One solution for this problem it to force the agent regularly picks actions other than the one suggested by the greedy policy.

Thus, for \(\epsilon \geq 0, x \in X\), a function \(\hat{V}\), we define \(\pi_{\epsilon}\) as:

\[ \pi_\epsilon (\cdot | x; \hat{V})= \begin{cases} \pi_g(x; \hat{V}), \text{w. p } 1 - \epsilon \\ Uniform(A), \text{w. p } \epsilon \\ \end{cases} \]

  • The uniform choice of action in the \(\epsilon\)-greedy helps the agent explore all actions, even if the action is seemingly suboptimal.
  • The greedy part of its action select mechanism exploits the current knowledge about the reward function, and chooses the action that has the highest estimated reward.

Exploration and Exploitation Tradeoff

Exploiting our knowledge is a reasonable choice when our knowledge about the world is accurate. (ie. If we have \(Q^{*}\) we should always choose the greedy action at each state to have a maximized return)

However, when we have uncertainty about the world, we should not be overconfident of our knowledge and exploit it at all time. (ie. If we only have \(\hat{Q}\) of \(Q^{*}\), it is possible that \(argmax_{a \in A} \hat Q (x, a) \neq argmax_{a \in A} Q^{*} (x, a)\)) But, instead explore other available actions, which might happen to be better.

The tradeoff between exploration and exploitation is a major topic in RL and is an area of active research.

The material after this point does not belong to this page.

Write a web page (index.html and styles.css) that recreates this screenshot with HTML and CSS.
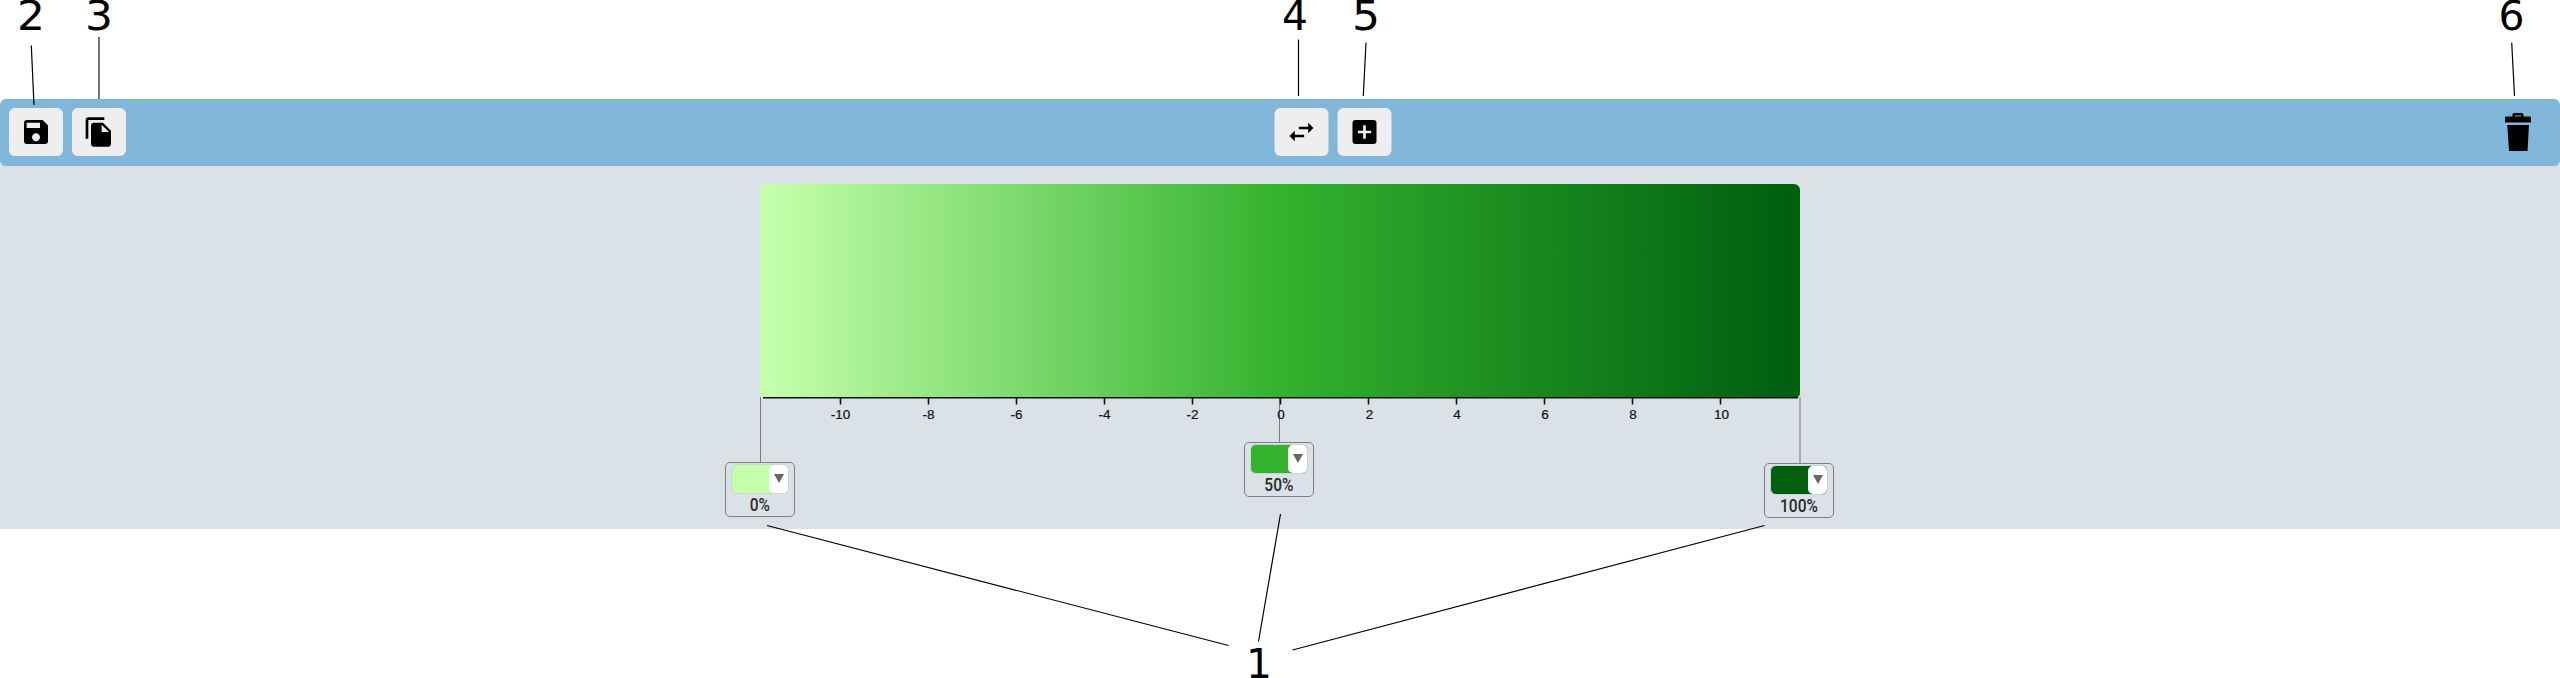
FILE: index.html
```
<!DOCTYPE html>
<html lang="en">
<head>
<meta charset="utf-8">
<title>Color scale editor</title>
<link rel="stylesheet" href="styles.css">
</head>
<body>
<div class="page">
  <main class="editor">
    <header class="toolbar">
      <div class="group">
        <button class="btn" aria-label="Save"><svg viewBox="0 0 24 24"><path d="M17 3H5c-1.1 0-2 .9-2 2v14c0 1.100.9 2 2 2h14c1.100 0 2-.9 2-2V7l-4-4zm-5 16c-1.660 0-3-1.340-3-3s1.340-3 3-3 3 1.340 3 3-1.340 3-3 3zm3-10H5V5h10v4z"/></svg></button>
        <button class="btn" aria-label="Copy"><svg viewBox="0 0 24 24"><path d="M16 1H4c-1.100 0-2 .9-2 2v14h2V3h12V1zm-1 4l6 6v10c0 1.100-.9 2-2 2H7.990C6.890 23 6 22.100 6 21l.01-14c0-1.100.890-2 1.990-2h7zm-1 7h5.500L14 6.500V12z"/></svg></button>
      </div>
      <div class="group">
        <button class="btn" aria-label="Invert"><svg viewBox="0 0 24 24"><path d="M6.990 11L3 15l3.990 4v-3H14v-2H6.990v-3zM21 9l-3.990-4v3H10v2h7.010v3L21 9z"/></svg></button>
        <button class="btn" aria-label="Add"><svg viewBox="0 0 24 24"><path d="M19 3H5c-1.110 0-2 .9-2 2v14c0 1.100.890 2 2 2h14c1.100 0 2-.9 2-2V5c0-1.100-.9-2-2-2zm-2 10h-4v4h-2v-4H7v-2h4V7h2v4h4v2z"/></svg></button>
      </div>
      <div class="group end">
        <svg class="trash" viewBox="0 0 26 38"><path d="M0 4.500Q0 3.500 1 3.500H7.500V1.500Q7.500 0 9 0H17Q18.500 0 18.500 1.500V3.500H25Q26 3.500 26 4.500V9.500H0ZM10 2.500V3.500H16V2.500ZM2.300 12H24L22.500 38H4Z"/></svg>
      </div>
    </header>
    <section class="scale">
      <div class="ramp"></div>
      <svg class="axis" viewBox="0 0 1040 30">
        <path class="ticks" d="M3 .8H1038M80.500 0V7.500M168.500 0V7.500M256.500 0V7.500M344.500 0V7.500M432.500 0V7.500M520.500 0V7.500M608.500 0V7.500M696.500 0V7.500M784.500 0V7.500M872.500 0V7.500M960.500 0V7.500"/>
        <g class="labels">
          <text x="80.500" y="22">-10</text><text x="168.500" y="22">-8</text><text x="256.500" y="22">-6</text><text x="344.500" y="22">-4</text><text x="432.500" y="22">-2</text><text x="521" y="22">0</text><text x="609.500" y="22">2</text><text x="697" y="22">4</text><text x="785" y="22">6</text><text x="873" y="22">8</text><text x="961.500" y="22">10</text>
        </g>
      </svg>
      <div class="stop first"><i class="stem"></i><div class="card"><div class="swatch"><span class="drop"></span></div><b>0%</b></div></div>
      <div class="stop middle"><i class="stem"></i><div class="card"><div class="swatch"><span class="drop"></span></div><b>50%</b></div></div>
      <div class="stop last"><i class="stem"></i><div class="card"><div class="swatch"><span class="drop"></span></div><b>100%</b></div></div>
    </section>
  </main>
  <svg class="callouts" viewBox="0 0 2560 678">
    <path class="soft" d="M99 37V99"/>
    <path d="M31.300 45.500L34 105M1298.500 39.500V96M1366 42.500L1363.300 96M2511.700 42.500L2514.500 96M767 525.500L1228.500 645.500M1280.500 514L1258.500 641.500M1764.500 525.500L1292.500 650"/>
    <g class="numbers">
      <text x="31" y="30" textLength="28" lengthAdjust="spacingAndGlyphs">2</text>
      <text x="99" y="30" textLength="28" lengthAdjust="spacingAndGlyphs">3</text>
      <text x="1295" y="30" textLength="26" lengthAdjust="spacingAndGlyphs">4</text>
      <text x="1366" y="30" textLength="28" lengthAdjust="spacingAndGlyphs">5</text>
      <text x="2511.500" y="30" textLength="26" lengthAdjust="spacingAndGlyphs">6</text>
      <text x="1259" y="678" textLength="26" lengthAdjust="spacingAndGlyphs">1</text>
    </g>
  </svg>
</div>
</body>
</html>
```
FILE: styles.css
```
* { box-sizing: border-box; }
body { margin: 0; background: #fff; }
.page { position: relative; width: 2560px; height: 678px; padding-top: 99px; overflow: hidden; }
.editor { height: 430px; background: #dae1e7; background: linear-gradient(#fff 30px, #dae1e7 30px); }
.toolbar {
  display: grid;
  grid-template-columns: 1fr auto 1fr;
  align-items: center;
  height: 66.500px;
  padding: 0 9px;
  background: #80b6da;
  border-radius: 6px;
}
.group { display: flex; gap: 9px; }
.group:nth-child(2) { transform: translateX(52.500px); }
.end { justify-content: flex-end; padding-right: 20px; }
.btn {
  display: flex;
  align-items: center;
  justify-content: center;
  width: 54px;
  height: 48px;
  padding: 0;
  border: 0;
  border-radius: 6px;
  background: #eee;
}
.btn svg { width: 32px; height: 32px; }
.trash { width: 26px; height: 38px; }
.scale { position: relative; width: 1040px; margin: 18.500px auto 0; }
.ramp {
  height: 214px;
  border-radius: 6px 6px 5px 0;
  background: linear-gradient(90deg, #c4ffab 0%, #c4ffab 1%, #33b22e 50%, #006010 98.500%);
}
.axis { position: relative; z-index: 1; display: block; width: 1040px; height: 30px; margin-top: -1px; }
.ticks { stroke: #111; stroke-width: 1.600; fill: none; }
.labels { font: 13.500px "Liberation Sans", Arial, sans-serif; text-anchor: middle; fill: #111; stroke: #111; stroke-width: .2; }
.stop {
  position: absolute;
  top: 212.500px;
  display: flex;
  flex-direction: column;
  align-items: center;
  width: 70px;
}
.stem { width: 1px; background: #77797c; }
.first { left: -35px; }
.middle { left: 484px; }
.last { left: 1004px; }
.first .stem { height: 65px; }
.middle .stem { height: 45px; }
.last .stem { height: 66px; transform: translateX(.5px); }
.card {
  display: flex;
  flex-direction: column;
  align-items: center;
  width: 70px;
  height: 55px;
  padding-top: 1px;
  border: 1.500px solid #7d8083;
  border-radius: 5px;
}
.swatch {
  display: flex;
  justify-content: flex-end;
  width: 58px;
  height: 30px;
  border: 1px solid #cdd2d3;
  border-radius: 6px;
}
.first .swatch { background: #c4ffab; }
.middle .swatch { background: #33b22e; }
.last .swatch { background: #006010; }
.drop { display: flex; align-items: center; justify-content: center; width: 19px; border-radius: 5px; background: #fff; }
.drop::before {
  content: "";
  border-top: 9px solid #666;
  border-left: 5px solid transparent;
  border-right: 5px solid transparent;
}
.card b { font: 500 18px/21px Roboto, sans-serif; color: #2a2a2a; transform: scaleX(.86); }
.callouts { position: absolute; inset: 0; width: 2560px; height: 678px; pointer-events: none; }
.callouts path { stroke: #000; stroke-width: 1.200; fill: none; }
.callouts .soft { stroke: #777; stroke-width: 2; }
.numbers { font: 40px "DejaVu Sans", Verdana, sans-serif; text-anchor: middle; }
```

Off Policy and On Policy Sampling Scenarios

Suppose we have a rollout or trajectory following some policy \(\pi_b\) (ie. an \(\epsilon\)-greedy policy):

\[X_1, A_1, R_1, X_2, ....\]

And we have some policy \(\pi\) that we want to evaluate (ie. the greedy policy):

  • If \(\pi_b = \pi\), we are in the on-policy sampling scenario, in which the agent is evaluating the same policy that it is following.
  • If \(\pi_b \neq \pi\), we are in the off-policy sampling scenario, which the agent is evaluating a policy that is different from the one it is following.

Further

From here, we have all we need to start learning from streams of data!